His former Kerry manager Mick O'Dwyer said he was "shocked and saddened" to hear of the death of "a great friend and a great player."
"He was a real nice guy, a man a lot of people could call a friend. He was undoubtedly one of the toughest Kerry players ever but he used his strength in the right way," recalled O'Dwyer.
Kennelly's sons have carried on his playing legacy with distinction. Noel won an All-Ireland medal with the Kingdom in 2000 but has been badly affected by injuries since 2001 and has recently been showing firm signs of a return to form.
Tim, who had a heart condition, was present at last Sunday's north Kerry championship semi-final as Noel starred in Listowel's win over Ballylongford.
Noel's younger brother, Tadhg, made history in September, two days before Kerry's defeat in the All-Ireland final, when he became the first Irishman to win an AFL title with Sydney Swans.

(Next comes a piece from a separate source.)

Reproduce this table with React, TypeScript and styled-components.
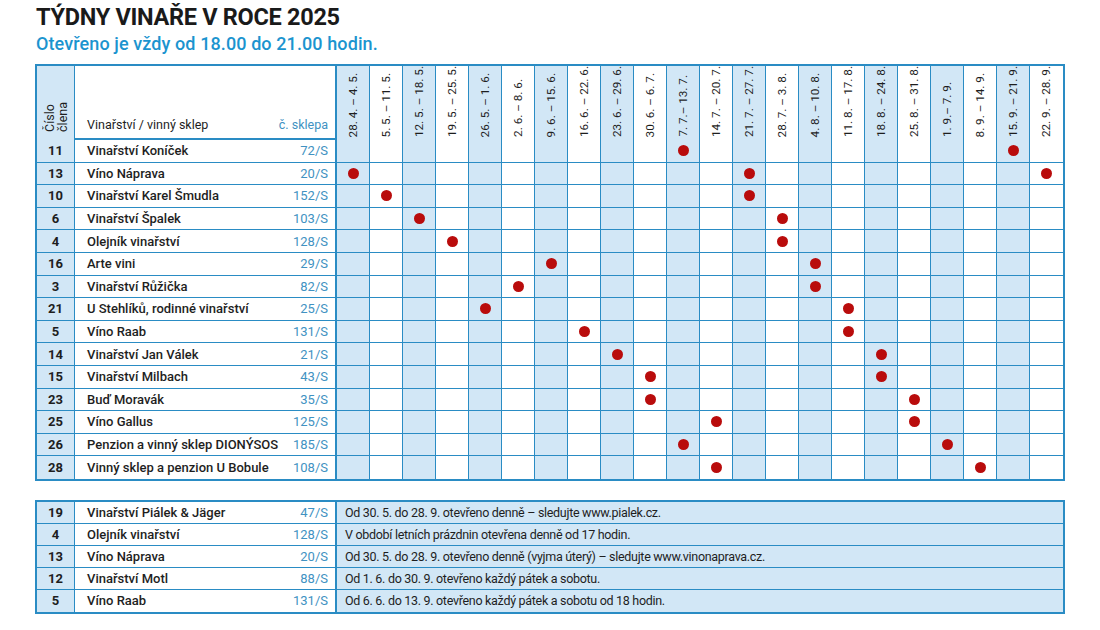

Tim Kennelly was in Australia with his wife Nuala and family to witness Tadhg's historic achievement and was a regular visitor Down Under as he drew immense pride from his son's progress.
Tadhg has been in Australia for the last five years but had been making plans to return home to Listowel permanently, citing his father's legacy of All-Ireland wins as one of the driving factors. Tadhg was contacted in Australia with the news and is currently on his way home.

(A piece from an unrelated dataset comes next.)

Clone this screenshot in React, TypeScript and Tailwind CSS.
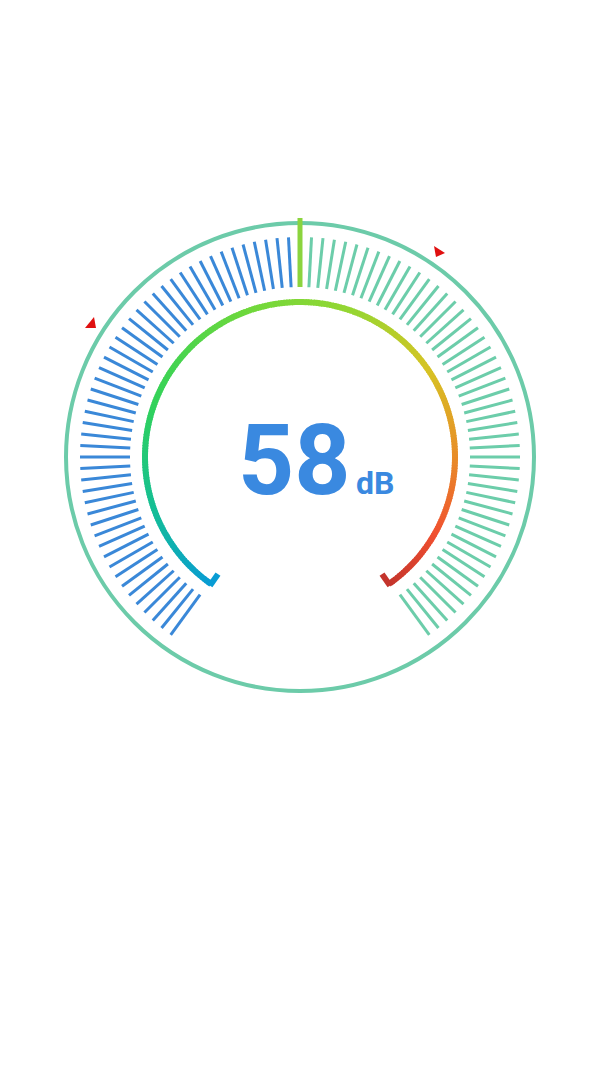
import React from 'react';

const CX = 300;
const CY = 300;

// angle in degrees, measured clockwise from 12 o'clock
function pt(r: number, deg: number) {
  const a = (deg * Math.PI) / 180;
  return { x: CX + r * Math.sin(a), y: CY - r * Math.cos(a) };
}

const stops: [number, [number, number, number]][] = [
  [-145, [8, 156, 212]],
  [-110, [20, 190, 150]],
  [-70, [50, 210, 90]],
  [-20, [110, 216, 60]],
  [20, [150, 214, 50]],
  [55, [214, 196, 36]],
  [90, [232, 140, 40]],
  [120, [240, 80, 48]],
  [145, [196, 52, 44]],
];

function colorAt(deg: number) {
  for (let i = 0; i < stops.length - 1; i++) {
    const [a0, c0] = stops[i];
    const [a1, c1] = stops[i + 1];
    if (deg <= a1) {
      const t = Math.max(0, (deg - a0) / (a1 - a0));
      const c = c0.map((v, k) => Math.round(v + (c1[k] - v) * t));
      return `rgb(${c[0]},${c[1]},${c[2]})`;
    }
  }
  const c = stops[stops.length - 1][1];
  return `rgb(${c[0]},${c[1]},${c[2]})`;
}

function Ticks() {
  const items = [];
  for (let i = -48; i <= 48; i++) {
    if (i === 0) continue;
    const deg = i * 3;
    const a = pt(170, deg);
    const b = pt(220, deg);
    items.push(
      <line
        key={i}
        x1={a.x}
        y1={a.y}
        x2={b.x}
        y2={b.y}
        stroke={i < 0 ? '#3a88d8' : '#6ccdaa'}
        strokeWidth={3}
      />
    );
  }
  const a = pt(170, 0);
  const b = pt(239, 0);
  items.push(<line key="c" x1={a.x} y1={a.y} x2={b.x} y2={b.y} stroke="#8bd43e" strokeWidth={5} />);
  return <g>{items}</g>;
}

function ColorArc() {
  const segs = [];
  const r = 155;
  for (let d = -145; d < 145; d += 1) {
    const a = pt(r, d);
    const b = pt(r, Math.min(145, d + 1.4));
    segs.push(
      <path
        key={d}
        d={`M ${a.x} ${a.y} A ${r} ${r} 0 0 1 ${b.x} ${b.y}`}
        stroke={colorAt(d + 0.5)}
        strokeWidth={6}
        fill="none"
      />
    );
  }
  const l1 = pt(r + 2, -145);
  const l2 = pt(143, -145);
  const r1 = pt(r + 2, 145);
  const r2 = pt(143, 145);
  return (
    <g>
      {segs}
      <line x1={l1.x} y1={l1.y} x2={l2.x} y2={l2.y} stroke={colorAt(-145)} strokeWidth={6} />
      <line x1={r1.x} y1={r1.y} x2={r2.x} y2={r2.y} stroke={colorAt(145)} strokeWidth={6} />
    </g>
  );
}

export default function App() {
  return (
    <div className="w-[600px] h-[1067px] bg-white flex flex-col items-center">
      <svg width={600} height={600} viewBox="0 0 600 600" className="mt-[157px]">
        <circle cx={CX} cy={CY} r={234} fill="none" stroke="#6ccba9" strokeWidth={4} />
        <Ticks />
        <ColorArc />
        {/* limit markers */}
        <polygon points="94,160 85,171 96,171" fill="#e01010" />
        <polygon points="434,89 445,96 436,100" fill="#e01010" />
        <text x={238} y={337} fill="#3a89e0" className="font-['Roboto'] font-bold text-[98px]">
          58
        </text>
        <text x={356} y={337} fill="#3a89e0" className="font-['Roboto'] font-bold text-[32px]">
          dB
        </text>
      </svg>
    </div>
  );
}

Tim Kennelly rose to prominence with an All-Ireland-winning U21 team in 1973 and was introduced to the senior team for his championship debut a year later. By 1975, O'Dwyer, who had just taken over, installed him as his defensive linchpin and though he contrasted in style with his rival centre-back Kevin Moran during those epic battles with Dublin, he was nonetheless effective.
"He was a no-nonsense defender," recalled Spillane. "He got the ball, there was no messing around and he delivered it directly. He was as strong a player as we had. He wasn't known as 'Horse' for nothing but he was a cool character. I don't ever recall him losing his temper."
O'Dwyer recalled his great individual battles with Dublin captain Tony Hanahoe as being a special memory from that era. "To me, he was an inspiring captain in 1979, everything you would want from a leader on the field."
Kennelly remained great friends with Hanahoe and when the Listowel Emmets club had a tribute night for their famous football son two years ago Hanahoe was one of the special guests.
Kennelly drifted away after the 1982 defeat to Offaly that denied Kerry the coveted five-in-a-row but continued to play club football into his 30s.
"I suppose he felt he had a lot achieved by then. Even though he was still in his late 20s, he felt he had enough," said O'Dwyer.
Kerry County Board chairman Seán Walsh expressed his shock and sadness at his untimely death. "On the field he was a colossus, off the field he was hugely popular with everyone," said Walsh. "Our thoughts and prayers are at this time with his wife, Nuala, sons Noel and Tadhg, daughter Joanne, his mother Margaret, brothers and sisters."
GAA president Seán Kelly also expressed sympathy and spoke of his legendary status in Kerry and beyond.